Please transcribe the data that follows without the pictures, keeping every word the same.

SUPPLIED DATA:
------------------------

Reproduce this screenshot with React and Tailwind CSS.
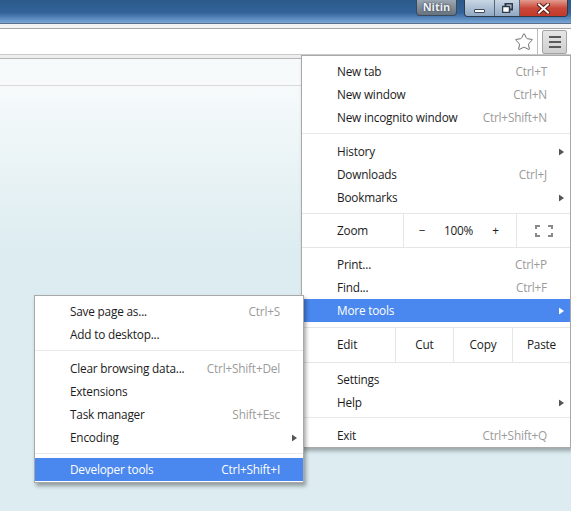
import { Star } from 'lucide-react';

const FONT = { fontFamily: '"Open Sans", "Noto Sans", sans-serif' };

function Arrow({ light }) {
  return (
    <svg width="5" height="7" viewBox="0 0 5 7" className="absolute right-[6px] top-1/2 -translate-y-1/2">
      <path d="M0 0 L5 3.5 L0 7 Z" fill={light ? '#ffffff' : '#555555'} />
    </svg>
  );
}

function Item({ label, shortcut, arrow, active }) {
  return (
    <div
      className={`relative h-[23px] flex items-center justify-between pl-[35px] pr-[23px] text-[11.8px] tracking-[-0.2px] ${
        active ? 'bg-[#4a87ee] text-white' : 'text-[#1b1b1b]'
      }`}
    >
      <span>{label}</span>
      {shortcut && <span className={active ? 'text-white' : 'text-[#9b9b9b]'}>{shortcut}</span>}
      {arrow && <Arrow light={active} />}
    </div>
  );
}

function Sep({ top = 4, bottom = 6 }) {
  return (
    <div className={`${top === 3 ? 'mt-[3px]' : 'mt-[4px]'} ${bottom === 4 ? 'mb-[4px]' : 'mb-[6px]'} h-px bg-[#e9e9e9]`} />
  );
}

function FullscreenIcon() {
  return (
    <svg width="18" height="12" viewBox="0 0 18 12" fill="none" stroke="#8a8a8a" strokeWidth="2">
      <path d="M1 4 V1 H5 M13 1 H17 V4 M17 8 V11 H13 M5 11 H1 V8" />
    </svg>
  );
}

function MainMenu() {
  return (
    <div className="absolute left-[301px] top-[55px] w-[270px] bg-white border border-[#a9a9a9] shadow-[2px_3px_4px_rgba(0,0,0,0.3)] pt-[4px]">
      <Item label="New tab" shortcut="Ctrl+T" />
      <Item label="New window" shortcut="Ctrl+N" />
      <Item label="New incognito window" shortcut="Ctrl+Shift+N" />
      <Sep />
      <Item label="History" arrow />
      <Item label="Downloads" shortcut="Ctrl+J" />
      <Item label="Bookmarks" arrow />
      <div className="mt-[4px] h-[35px] flex border-y border-[#e6e6e6] text-[11.8px] tracking-[-0.2px] text-[#1b1b1b]">
        <div className="w-[101px] pl-[35px] flex items-center">Zoom</div>
        <div className="w-[113px] border-l border-[#e6e6e6] flex items-center">
          <span className="w-[36px] text-center">−</span>
          <span className="w-[37px] text-center">100%</span>
          <span className="w-[37px] text-center">+</span>
        </div>
        <div className="flex-1 border-l border-[#e6e6e6] flex items-center justify-center">
          <FullscreenIcon />
        </div>
      </div>
      <div className="mt-[5px]" />
      <Item label="Print..." shortcut="Ctrl+P" />
      <Item label="Find..." shortcut="Ctrl+F" />
      <Item label="More tools" arrow active />
      <div className="mt-[5px] h-[36px] flex border-y border-[#e6e6e6] text-[11.8px] tracking-[-0.2px] text-[#1b1b1b]">
        <div className="w-[93px] pl-[35px] flex items-center">Edit</div>
        <div className="w-[58px] border-l border-[#e6e6e6] flex items-center justify-center">Cut</div>
        <div className="w-[59px] border-l border-[#e6e6e6] flex items-center justify-center">Copy</div>
        <div className="w-[58px] border-l border-[#e6e6e6] flex items-center justify-center">Paste</div>
      </div>
      <div className="mt-[5px]" />
      <Item label="Settings" />
      <Item label="Help" arrow />
      <Sep top={3} />
      <Item label="Exit" shortcut="Ctrl+Shift+Q" />
    </div>
  );
}

function SubMenu() {
  return (
    <div className="absolute left-[34px] top-[295px] w-[270px] bg-white border border-[#a9a9a9] shadow-[2px_3px_4px_rgba(0,0,0,0.35)] pt-[4px] pb-[1px]">
      <Item label="Save page as..." shortcut="Ctrl+S" />
      <Item label="Add to desktop..." />
      <Sep />
      <Item label="Clear browsing data..." shortcut="Ctrl+Shift+Del" />
      <Item label="Extensions" />
      <Item label="Task manager" shortcut="Shift+Esc" />
      <Item label="Encoding" arrow />
      <Sep bottom={4} />
      <Item label="Developer tools" shortcut="Ctrl+Shift+I" active />
    </div>
  );
}

function TitleBar() {
  return (
    <div className="h-[23px] bg-linear-to-b from-[#2c5a8a] via-[#33639a] via-55% to-[#79a7d8] flex justify-end items-start pr-[3px]">
      <div className="h-[16px] w-[41px] rounded-b-[4px] border border-t-0 border-[#3b4a5a] bg-linear-to-b from-[#9aa6b2] to-[#66737f] flex items-center justify-center text-[11px] font-bold text-[#eef2f6] [text-shadow:0_0_2px_#223]">
        Nitin
      </div>
      <div className="ml-[7px] h-[17px] flex rounded-b-[4px] border border-t-0 border-[#2e3b4a] overflow-hidden">
        <div className="w-[30px] bg-linear-to-b from-[#c9d6e4] to-[#90a8c2] flex items-center justify-center border-r border-[#52677d]">
          <div className="mt-[5px] w-[11px] h-[4px] bg-white border border-[#3a4a5c] rounded-[1px]" />
        </div>
        <div className="w-[25px] bg-linear-to-b from-[#c9d6e4] to-[#90a8c2] flex items-center justify-center border-r border-[#52677d]">
          <svg width="11" height="10" viewBox="0 0 11 10">
            <rect x="3.5" y="0.5" width="7" height="6" fill="none" stroke="#2e3b4a" strokeWidth="2" />
            <rect x="0.5" y="3.5" width="7" height="6" fill="#fff" stroke="#2e3b4a" strokeWidth="1.5" />
          </svg>
        </div>
        <div className="w-[47px] bg-linear-to-b from-[#e29a8e] via-[#c9483a] to-[#c2392a] flex items-center justify-center">
          <svg width="13" height="11" viewBox="0 0 13 11">
            <path d="M2 1.5 L11 9.5 M11 1.5 L2 9.5" stroke="#5a1a12" strokeWidth="4" strokeLinecap="square" />
            <path d="M2 1.5 L11 9.5 M11 1.5 L2 9.5" stroke="#ffffff" strokeWidth="2" strokeLinecap="square" />
          </svg>
        </div>
      </div>
    </div>
  );
}

export default function App() {
  return (
    <div className="relative w-[571px] h-[511px] overflow-hidden flex flex-col bg-[#dcecf0]" style={FONT}>
      <TitleBar />
      <div className="h-px bg-[#5b7189]" />
      <div className="h-[4px] bg-[#f3f3f3]" />
      <div className="h-px bg-[#a6a6a6]" />
      <div className="h-[25px] bg-white flex items-stretch">
        <div className="flex-1 border-r border-[#bdbdbd] flex items-center justify-end pr-[3px]">
          <Star size={20} strokeWidth={1.2} className="text-[#6f6f6f]" />
        </div>
        <div className="w-[33px] flex items-center justify-center">
          <div className="w-[25px] h-[24px] rounded-[2px] border border-[#a4a4a4] bg-linear-to-b from-[#e6e6e6] to-[#cfcfcf] flex flex-col items-center justify-center gap-[3px]">
            <div className="w-[12px] h-[2px] bg-[#5a5a5a]" />
            <div className="w-[12px] h-[2px] bg-[#5a5a5a]" />
            <div className="w-[12px] h-[2px] bg-[#5a5a5a]" />
          </div>
        </div>
      </div>
      <div className="h-px bg-[#cacaca]" />
      <div className="h-[3px] bg-[#eeeeee]" />
      <div className="h-px bg-[#b5b5b5]" />
      <div className="h-[26px] bg-[#f7fafb]" />
      <div className="h-px bg-[#d9d9d9]" />
      <div className="flex-1 bg-linear-to-b from-[#f6fafb] to-[#dcecf0] to-40%" />
      <MainMenu />
      <SubMenu />
    </div>
  );
}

------------------------

WRITTEN SOLUTION:
Reproduce this screenshot with React and Tailwind CSS.
import { Star } from 'lucide-react';

const FONT = { fontFamily: '"Open Sans", "Noto Sans", sans-serif' };

function Arrow({ light }) {
  return (
    <svg width="5" height="7" viewBox="0 0 5 7" className="absolute right-[6px] top-1/2 -translate-y-1/2">
      <path d="M0 0 L5 3.5 L0 7 Z" fill={light ? '#ffffff' : '#555555'} />
    </svg>
  );
}

function Item({ label, shortcut, arrow, active }) {
  return (
    <div
      className={`relative h-[23px] flex items-center justify-between pl-[35px] pr-[23px] text-[11.8px] tracking-[-0.2px] ${
        active ? 'bg-[#4a87ee] text-white' : 'text-[#1b1b1b]'
      }`}
    >
      <span>{label}</span>
      {shortcut && <span className={active ? 'text-white' : 'text-[#9b9b9b]'}>{shortcut}</span>}
      {arrow && <Arrow light={active} />}
    </div>
  );
}

function Sep({ top = 4, bottom = 6 }) {
  return (
    <div className={`${top === 3 ? 'mt-[3px]' : 'mt-[4px]'} ${bottom === 4 ? 'mb-[4px]' : 'mb-[6px]'} h-px bg-[#e9e9e9]`} />
  );
}

function FullscreenIcon() {
  return (
    <svg width="18" height="12" viewBox="0 0 18 12" fill="none" stroke="#8a8a8a" strokeWidth="2">
      <path d="M1 4 V1 H5 M13 1 H17 V4 M17 8 V11 H13 M5 11 H1 V8" />
    </svg>
  );
}

function MainMenu() {
  return (
    <div className="absolute left-[301px] top-[55px] w-[270px] bg-white border border-[#a9a9a9] shadow-[2px_3px_4px_rgba(0,0,0,0.3)] pt-[4px]">
      <Item label="New tab" shortcut="Ctrl+T" />
      <Item label="New window" shortcut="Ctrl+N" />
      <Item label="New incognito window" shortcut="Ctrl+Shift+N" />
      <Sep />
      <Item label="History" arrow />
      <Item label="Downloads" shortcut="Ctrl+J" />
      <Item label="Bookmarks" arrow />
      <div className="mt-[4px] h-[35px] flex border-y border-[#e6e6e6] text-[11.8px] tracking-[-0.2px] text-[#1b1b1b]">
        <div className="w-[101px] pl-[35px] flex items-center">Zoom</div>
        <div className="w-[113px] border-l border-[#e6e6e6] flex items-center">
          <span className="w-[36px] text-center">−</span>
          <span className="w-[37px] text-center">100%</span>
          <span className="w-[37px] text-center">+</span>
        </div>
        <div className="flex-1 border-l border-[#e6e6e6] flex items-center justify-center">
          <FullscreenIcon />
        </div>
      </div>
      <div className="mt-[5px]" />
      <Item label="Print..." shortcut="Ctrl+P" />
      <Item label="Find..." shortcut="Ctrl+F" />
      <Item label="More tools" arrow active />
      <div className="mt-[5px] h-[36px] flex border-y border-[#e6e6e6] text-[11.8px] tracking-[-0.2px] text-[#1b1b1b]">
        <div className="w-[93px] pl-[35px] flex items-center">Edit</div>
        <div className="w-[58px] border-l border-[#e6e6e6] flex items-center justify-center">Cut</div>
        <div className="w-[59px] border-l border-[#e6e6e6] flex items-center justify-center">Copy</div>
        <div className="w-[58px] border-l border-[#e6e6e6] flex items-center justify-center">Paste</div>
      </div>
      <div className="mt-[5px]" />
      <Item label="Settings" />
      <Item label="Help" arrow />
      <Sep top={3} />
      <Item label="Exit" shortcut="Ctrl+Shift+Q" />
    </div>
  );
}

function SubMenu() {
  return (
    <div className="absolute left-[34px] top-[295px] w-[270px] bg-white border border-[#a9a9a9] shadow-[2px_3px_4px_rgba(0,0,0,0.35)] pt-[4px] pb-[1px]">
      <Item label="Save page as..." shortcut="Ctrl+S" />
      <Item label="Add to desktop..." />
      <Sep />
      <Item label="Clear browsing data..." shortcut="Ctrl+Shift+Del" />
      <Item label="Extensions" />
      <Item label="Task manager" shortcut="Shift+Esc" />
      <Item label="Encoding" arrow />
      <Sep bottom={4} />
      <Item label="Developer tools" shortcut="Ctrl+Shift+I" active />
    </div>
  );
}

function TitleBar() {
  return (
    <div className="h-[23px] bg-linear-to-b from-[#2c5a8a] via-[#33639a] via-55% to-[#79a7d8] flex justify-end items-start pr-[3px]">
      <div className="h-[16px] w-[41px] rounded-b-[4px] border border-t-0 border-[#3b4a5a] bg-linear-to-b from-[#9aa6b2] to-[#66737f] flex items-center justify-center text-[11px] font-bold text-[#eef2f6] [text-shadow:0_0_2px_#223]">
        Nitin
      </div>
      <div className="ml-[7px] h-[17px] flex rounded-b-[4px] border border-t-0 border-[#2e3b4a] overflow-hidden">
        <div className="w-[30px] bg-linear-to-b from-[#c9d6e4] to-[#90a8c2] flex items-center justify-center border-r border-[#52677d]">
          <div className="mt-[5px] w-[11px] h-[4px] bg-white border border-[#3a4a5c] rounded-[1px]" />
        </div>
        <div className="w-[25px] bg-linear-to-b from-[#c9d6e4] to-[#90a8c2] flex items-center justify-center border-r border-[#52677d]">
          <svg width="11" height="10" viewBox="0 0 11 10">
            <rect x="3.5" y="0.5" width="7" height="6" fill="none" stroke="#2e3b4a" strokeWidth="2" />
            <rect x="0.5" y="3.5" width="7" height="6" fill="#fff" stroke="#2e3b4a" strokeWidth="1.5" />
          </svg>
        </div>
        <div className="w-[47px] bg-linear-to-b from-[#e29a8e] via-[#c9483a] to-[#c2392a] flex items-center justify-center">
          <svg width="13" height="11" viewBox="0 0 13 11">
            <path d="M2 1.5 L11 9.5 M11 1.5 L2 9.5" stroke="#5a1a12" strokeWidth="4" strokeLinecap="square" />
            <path d="M2 1.5 L11 9.5 M11 1.5 L2 9.5" stroke="#ffffff" strokeWidth="2" strokeLinecap="square" />
          </svg>
        </div>
      </div>
    </div>
  );
}

export default function App() {
  return (
    <div className="relative w-[571px] h-[511px] overflow-hidden flex flex-col bg-[#dcecf0]" style={FONT}>
      <TitleBar />
      <div className="h-px bg-[#5b7189]" />
      <div className="h-[4px] bg-[#f3f3f3]" />
      <div className="h-px bg-[#a6a6a6]" />
      <div className="h-[25px] bg-white flex items-stretch">
        <div className="flex-1 border-r border-[#bdbdbd] flex items-center justify-end pr-[3px]">
          <Star size={20} strokeWidth={1.2} className="text-[#6f6f6f]" />
        </div>
        <div className="w-[33px] flex items-center justify-center">
          <div className="w-[25px] h-[24px] rounded-[2px] border border-[#a4a4a4] bg-linear-to-b from-[#e6e6e6] to-[#cfcfcf] flex flex-col items-center justify-center gap-[3px]">
            <div className="w-[12px] h-[2px] bg-[#5a5a5a]" />
            <div className="w-[12px] h-[2px] bg-[#5a5a5a]" />
            <div className="w-[12px] h-[2px] bg-[#5a5a5a]" />
          </div>
        </div>
      </div>
      <div className="h-px bg-[#cacaca]" />
      <div className="h-[3px] bg-[#eeeeee]" />
      <div className="h-px bg-[#b5b5b5]" />
      <div className="h-[26px] bg-[#f7fafb]" />
      <div className="h-px bg-[#d9d9d9]" />
      <div className="flex-1 bg-linear-to-b from-[#f6fafb] to-[#dcecf0] to-40%" />
      <MainMenu />
      <SubMenu />
    </div>
  );
}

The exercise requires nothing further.